Carlos Nunes em Como sobreviver em festas e recepções com buffet escasso(foto: Glaucia Rodrigues/divulgação )
Carlos Nunes em Como sobreviver em festas e recepções com buffet escasso (foto: Glaucia Rodrigues/divulgação )


HOMEM DA CIÊNCIA

Em 1958, Ângelo Machado se formou médico pela Universidade Federal de Minas Gerais, tornando-se doutor pela UFMG. Em 1987, aposentou-se como professor titular de neuroanatomia da Faculdade de Medicina da universidade. Era autor do livro Neuroanatomia funcional, lançado na década de 1970 e utilizado até hoje nas escolas de medicina. Nos anos 1960, suas descobertas mudaram o conceito de lesões no sistema nervoso causadas pela Doença de Chagas.

Aposentado, fez novo concurso e voltou à UFMG para lecionar no Instituto de Ciências Biológicas (ICB). Criou o Centro de Microscopia Eletrônica e, junto à mulher, Conceição Ribeiro da Silva Machado, fundou o Laboratório de Neurobiologia do ICB e se tornou professor emérito da UFMG.

Entomologista mundialmente respeitado, descreveu cerca de 100 espécies e 11 novos gêneros de libélulas.

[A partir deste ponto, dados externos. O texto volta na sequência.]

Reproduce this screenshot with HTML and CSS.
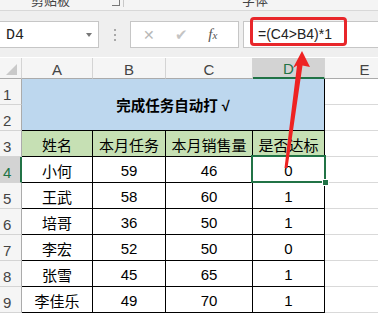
FILE: index.html
```html
<!DOCTYPE html>
<html lang="zh">
<head>
	<meta charset="utf-8">
	<title>完成任务自动打 √</title>
	<link rel="stylesheet" href="styles.css">
</head>
<body>

	<div class="ribbon">
		<span class="rb-label rb-clip">剪贴板</span>
		<span class="rb-launch"></span>
		<span class="rb-sep"></span>
		<span class="rb-label rb-font">字体</span>
	</div>

	<div class="fbar">
		<div class="namebox">
			<span class="name">D4</span>
			<span class="drop"></span>
		</div>
		<div class="dots"><i></i><i></i><i></i></div>
		<div class="btns">
			<span class="btn x">&#x2715;</span>
			<span class="btn ok">&#x2714;</span>
			<span class="btn fx">f<small>x</small></span>
		</div>
		<div class="formula">=(C4&gt;B4)*1</div>
	</div>

	<table class="sheet">
		<colgroup>
			<col class="c-rh">
			<col class="c-a">
			<col class="c-b">
			<col class="c-c">
			<col class="c-d">
			<col class="c-e">
		</colgroup>
		<tr class="colhead">
			<td class="corner"><span class="tri"></span></td>
			<td>A</td>
			<td>B</td>
			<td>C</td>
			<td class="on">D</td>
			<td>E</td>
		</tr>
		<tr>
			<td class="rh">1</td>
			<td class="title" colspan="4" rowspan="2">完成任务自动打 √</td>
			<td class="blank"></td>
		</tr>
		<tr>
			<td class="rh">2</td>
			<td class="blank"></td>
		</tr>
		<tr class="head">
			<td class="rh">3</td>
			<td>姓名</td>
			<td>本月任务</td>
			<td>本月销售量</td>
			<td>是否达标</td>
			<td class="blank"></td>
		</tr>
		<tr>
			<td class="rh on">4</td>
			<td>小何</td>
			<td>59</td>
			<td>46</td>
			<td class="sel">0</td>
			<td class="blank"></td>
		</tr>
		<tr>
			<td class="rh">5</td>
			<td>王武</td>
			<td>58</td>
			<td>60</td>
			<td>1</td>
			<td class="blank"></td>
		</tr>
		<tr>
			<td class="rh">6</td>
			<td>培哥</td>
			<td>36</td>
			<td>50</td>
			<td>1</td>
			<td class="blank"></td>
		</tr>
		<tr>
			<td class="rh">7</td>
			<td>李宏</td>
			<td>52</td>
			<td>50</td>
			<td>0</td>
			<td class="blank"></td>
		</tr>
		<tr>
			<td class="rh">8</td>
			<td>张雪</td>
			<td>45</td>
			<td>65</td>
			<td>1</td>
			<td class="blank"></td>
		</tr>
		<tr>
			<td class="rh">9</td>
			<td>李佳乐</td>
			<td>49</td>
			<td>70</td>
			<td>1</td>
			<td class="blank"></td>
		</tr>
	</table>

	<!-- callout drawn over the sheet -->
	<div class="callout"></div>
	<svg class="arrow" width="378" height="314" viewBox="0 0 378 314">
		<polygon points="302,51 310,67 302.5,65.5 287.5,168 284.5,168 297,65.5 293,68" fill="#ee2222"/>
	</svg>

</body>
</html>
```

FILE: styles.css
```css
html, body {
	margin: 0;
	padding: 0;
}

body {
	width: 378px;
	height: 314px;
	overflow: hidden;
	position: relative;
	background: #fff;
	font-family: "Liberation Sans", "Noto Sans CJK SC", sans-serif;
	color: #000;
}

/* ribbon bottom, cut off */

.ribbon {
	height: 10px;
	background: #f4f4f4;
	border-bottom: 1px solid #d8d8d8;
	overflow: hidden;
	display: flex;
	align-items: flex-start;
}

.rb-label {
	font-family: "Noto Sans CJK SC", sans-serif;
	font-size: 13px;
	line-height: 13px;
	margin-top: -7px;
	color: #444;
}

.rb-clip {
	margin-left: 31px;
}

.rb-launch {
	width: 7px;
	height: 5px;
	margin-left: 42px;
	border-right: 1px solid #777;
	border-bottom: 1px solid #777;
}

.rb-sep {
	width: 1px;
	height: 7px;
	margin-left: 3px;
	background: #c8c8c8;
}

.rb-font {
	margin-left: 118px;
}

/* formula bar */

.fbar {
	height: 46px;
	box-sizing: border-box;
	padding-top: 10px;
	background: #efefef;
	display: flex;
	align-items: flex-start;
}

.namebox {
	width: 100px;
	height: 27px;
	box-sizing: border-box;
	margin-left: -1px;
	background: #fff;
	border: 1px solid #c6c6c6;
	display: flex;
	align-items: center;
	justify-content: space-between;
	padding: 0 6px 0 6px;
}

.name {
	font-family: "Liberation Mono", monospace;
	font-size: 15px;
	color: #222;
	padding-top: 1px;
}

.drop {
	width: 0;
	height: 0;
	border-left: 3px solid transparent;
	border-right: 3px solid transparent;
	border-top: 4px solid #777;
}

.dots {
	width: 31px;
	height: 27px;
	display: flex;
	flex-direction: column;
	align-items: center;
	justify-content: center;
	gap: 3px;
}

.dots i {
	width: 2px;
	height: 2px;
	background: #a8a8a8;
}

.btns {
	width: 109px;
	height: 27px;
	box-sizing: border-box;
	background: #fff;
	border: 1px solid #c6c6c6;
	display: flex;
	align-items: center;
	padding-left: 12px;
}

.btn {
	width: 36px;
	font-size: 14px;
	color: #b8b8b8;
}

.btn.ok {
	font-size: 15px;
	color: #c4c4c4;
	padding-left: 2px;
}

.btn.fx {
	font-family: "Liberation Serif", serif;
	font-style: italic;
	font-size: 15px;
	color: #555;
	padding-left: 4px;
}

.btn.fx small {
	font-size: 11px;
}

.formula {
	flex: 1;
	height: 27px;
	box-sizing: border-box;
	margin-left: 4px;
	margin-right: -2px;
	background: #fff;
	border: 1px solid #c6c6c6;
	padding-left: 14px;
	font-size: 14px;
	line-height: 25px;
	color: #222;
}

/* sheet */

.sheet {
	table-layout: fixed;
	border-collapse: separate;
	border-spacing: 0;
	width: 405px;
	margin-top: 1px;
}

.c-rh { width: 22px; }
.c-a { width: 71px; }
.c-b { width: 73px; }
.c-c { width: 87px; }
.c-d { width: 72px; }
.c-e { width: 80px; }

.sheet td {
	box-sizing: border-box;
	height: 26px;
	padding: 2px 0 0 0;
	text-align: center;
	vertical-align: middle;
	font-size: 15px;
	border-right: 1px solid #000;
	border-bottom: 1px solid #000;
	white-space: nowrap;
	overflow: hidden;
}

.colhead td {
	height: 21px;
	padding: 2px 0 0 0;
	background: #f5f5f5;
	color: #444;
	font-size: 15px;
	line-height: 17px;
	border-right: 1px solid #d4d4d4;
	border-bottom: 1px solid #ababab;
}

.colhead td.on {
	background: #d3d3d3;
	color: #217346;
	border-bottom: 2px solid #217346;
}

.corner {
	position: relative;
}

.tri {
	position: absolute;
	right: 4px;
	bottom: 3px;
	width: 0;
	height: 0;
	border-left: 11px solid transparent;
	border-bottom: 11px solid #c9c9c9;
}

.sheet td.rh {
	text-align: left;
	padding: 6px 0 0 3px;
	background: #f5f5f5;
	color: #444;
	border-right: 1px solid #ababab;
	border-bottom: 1px solid #d4d4d4;
}

.sheet td.rh.on {
	background: #d3d3d3;
	color: #217346;
	border-right: 2px solid #217346;
}

.sheet td.blank {
	border-right: 1px solid #d9d9d9;
	border-bottom: 1px solid #d9d9d9;
}

.sheet td.title {
	background: #bdd7ee;
	font-weight: bold;
	font-size: 14.5px;
	padding-top: 0;
}

.head td {
	background: #c6e0b4;
}

.head td.rh,
.head td.blank {
	background: #f5f5f5;
}

.head td.blank {
	background: #fff;
}

.sheet td.sel {
	position: relative;
	overflow: visible;
}

.sel::before {
	content: "";
	position: absolute;
	left: -2px;
	top: -2px;
	right: -2px;
	bottom: -1px;
	border: 2px solid #217346;
}

.sel::after {
	content: "";
	position: absolute;
	right: -5px;
	bottom: -4px;
	width: 5px;
	height: 5px;
	background: #217346;
	border: 1px solid #fff;
}

/* red callout */

.callout {
	position: absolute;
	left: 250px;
	top: 17px;
	width: 91px;
	height: 23px;
	border: 3px solid #e8262a;
	border-radius: 4px;
}

.arrow {
	position: absolute;
	left: 0;
	top: 0;
}
```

Dedicou-se também ao estudo de besouros, borboletas, abelhas e aranhas. Reverenciado pelos colegas, seu nome batizou vários organismos. Aposentado novamente em 2004 pelo ICB, prosseguiu como professor voluntário e lecionou no Departamento de Zoologia da UFMG até 2019.

Dedicado ambientalista, Ângelo Machado presidiu a ONG Fundação Biodiversitas e integrou o conselho da Sociedade Brasileira para o Progresso da Ciência (SBPC).

HOMEM DA ARTE

“Nos dias das Crianças e dos Professores, parabenizo a todos os colegas que dão aulas para crianças. Se tivesse de recomeçar hoje, gostaria de ajudar a formá-las”, afirmou Ângelo Machado, em 2015.

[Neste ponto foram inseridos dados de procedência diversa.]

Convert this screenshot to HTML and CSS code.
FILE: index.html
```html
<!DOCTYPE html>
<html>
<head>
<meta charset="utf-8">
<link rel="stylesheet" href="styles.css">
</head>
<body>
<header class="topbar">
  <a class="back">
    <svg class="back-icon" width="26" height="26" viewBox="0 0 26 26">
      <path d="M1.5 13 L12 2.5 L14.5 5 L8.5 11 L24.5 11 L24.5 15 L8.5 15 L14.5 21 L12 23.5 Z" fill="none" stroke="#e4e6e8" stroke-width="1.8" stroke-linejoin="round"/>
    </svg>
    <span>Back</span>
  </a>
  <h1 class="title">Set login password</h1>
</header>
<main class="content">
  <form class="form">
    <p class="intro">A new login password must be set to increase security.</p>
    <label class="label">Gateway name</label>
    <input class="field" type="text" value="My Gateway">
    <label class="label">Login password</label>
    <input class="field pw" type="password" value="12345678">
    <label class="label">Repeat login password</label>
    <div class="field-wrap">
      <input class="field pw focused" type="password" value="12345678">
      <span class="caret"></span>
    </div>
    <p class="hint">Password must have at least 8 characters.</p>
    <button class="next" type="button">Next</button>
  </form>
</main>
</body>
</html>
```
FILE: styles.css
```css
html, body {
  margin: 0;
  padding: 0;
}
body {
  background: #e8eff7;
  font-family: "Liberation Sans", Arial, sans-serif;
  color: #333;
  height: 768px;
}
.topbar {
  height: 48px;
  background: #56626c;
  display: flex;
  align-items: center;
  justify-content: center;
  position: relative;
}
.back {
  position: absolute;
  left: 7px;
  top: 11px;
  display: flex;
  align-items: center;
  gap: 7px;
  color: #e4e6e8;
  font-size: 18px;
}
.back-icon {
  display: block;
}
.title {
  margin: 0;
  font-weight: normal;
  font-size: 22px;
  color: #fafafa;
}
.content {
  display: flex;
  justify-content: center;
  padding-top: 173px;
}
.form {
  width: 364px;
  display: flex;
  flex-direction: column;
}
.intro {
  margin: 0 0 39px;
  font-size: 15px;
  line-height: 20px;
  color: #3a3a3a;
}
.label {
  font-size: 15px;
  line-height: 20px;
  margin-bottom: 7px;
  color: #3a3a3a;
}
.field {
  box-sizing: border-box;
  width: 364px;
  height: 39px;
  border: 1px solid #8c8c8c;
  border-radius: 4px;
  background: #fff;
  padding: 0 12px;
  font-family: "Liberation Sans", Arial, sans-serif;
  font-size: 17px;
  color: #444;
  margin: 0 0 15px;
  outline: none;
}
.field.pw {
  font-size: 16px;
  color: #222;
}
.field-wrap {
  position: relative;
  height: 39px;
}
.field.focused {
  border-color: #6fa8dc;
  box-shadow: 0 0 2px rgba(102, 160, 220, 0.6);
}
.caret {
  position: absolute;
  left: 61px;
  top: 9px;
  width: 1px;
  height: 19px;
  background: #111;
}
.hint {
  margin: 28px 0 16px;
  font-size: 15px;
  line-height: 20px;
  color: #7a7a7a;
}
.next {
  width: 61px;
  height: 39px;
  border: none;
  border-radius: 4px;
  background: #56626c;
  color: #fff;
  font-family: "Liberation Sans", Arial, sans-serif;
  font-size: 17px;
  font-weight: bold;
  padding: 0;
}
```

O primeiro livro foi O menino do rio, recusado pela editora Ática. “Disseram que não era boa entomologia porque bicho não fala. E não era literatura porque ensina até nome de libélula: só tem um nome de libélula no livro, a Eterina, porque é sonoro. A crítica caiu em cima de mim, mas a gente foi melhorando. A Editora Lê acreditou no livro e deu certo”, contou ele.

Depois disso, vieram dezenas de publicações. Quando um amigo lhe contou que lobo-guará comia mais fruta que carne, Machado escreveu Chapeuzinho Vermelho e o lobo-guará, em que o devorador de criancinhas está de olho, mesmo, é na melancia que a menina carrega. Até cocô rendeu livro, o divertido Que bicho será que fez a coisa?. Em 1993, Machado ganhou o Prêmio Jabuti com O velho da montanha, uma aventura amazônica, inspirado em sua experiência numa tribo indígena no Norte do Pará.

Entre as peças de teatro que escreveu, estão Como sobreviver em recepções e coquetéis com buffet escasso, A comédia dos defuntos sem cova, Chapeuzinho Vermelho e o lobo-guará, O casamento da ararinha-azul e O rei careca.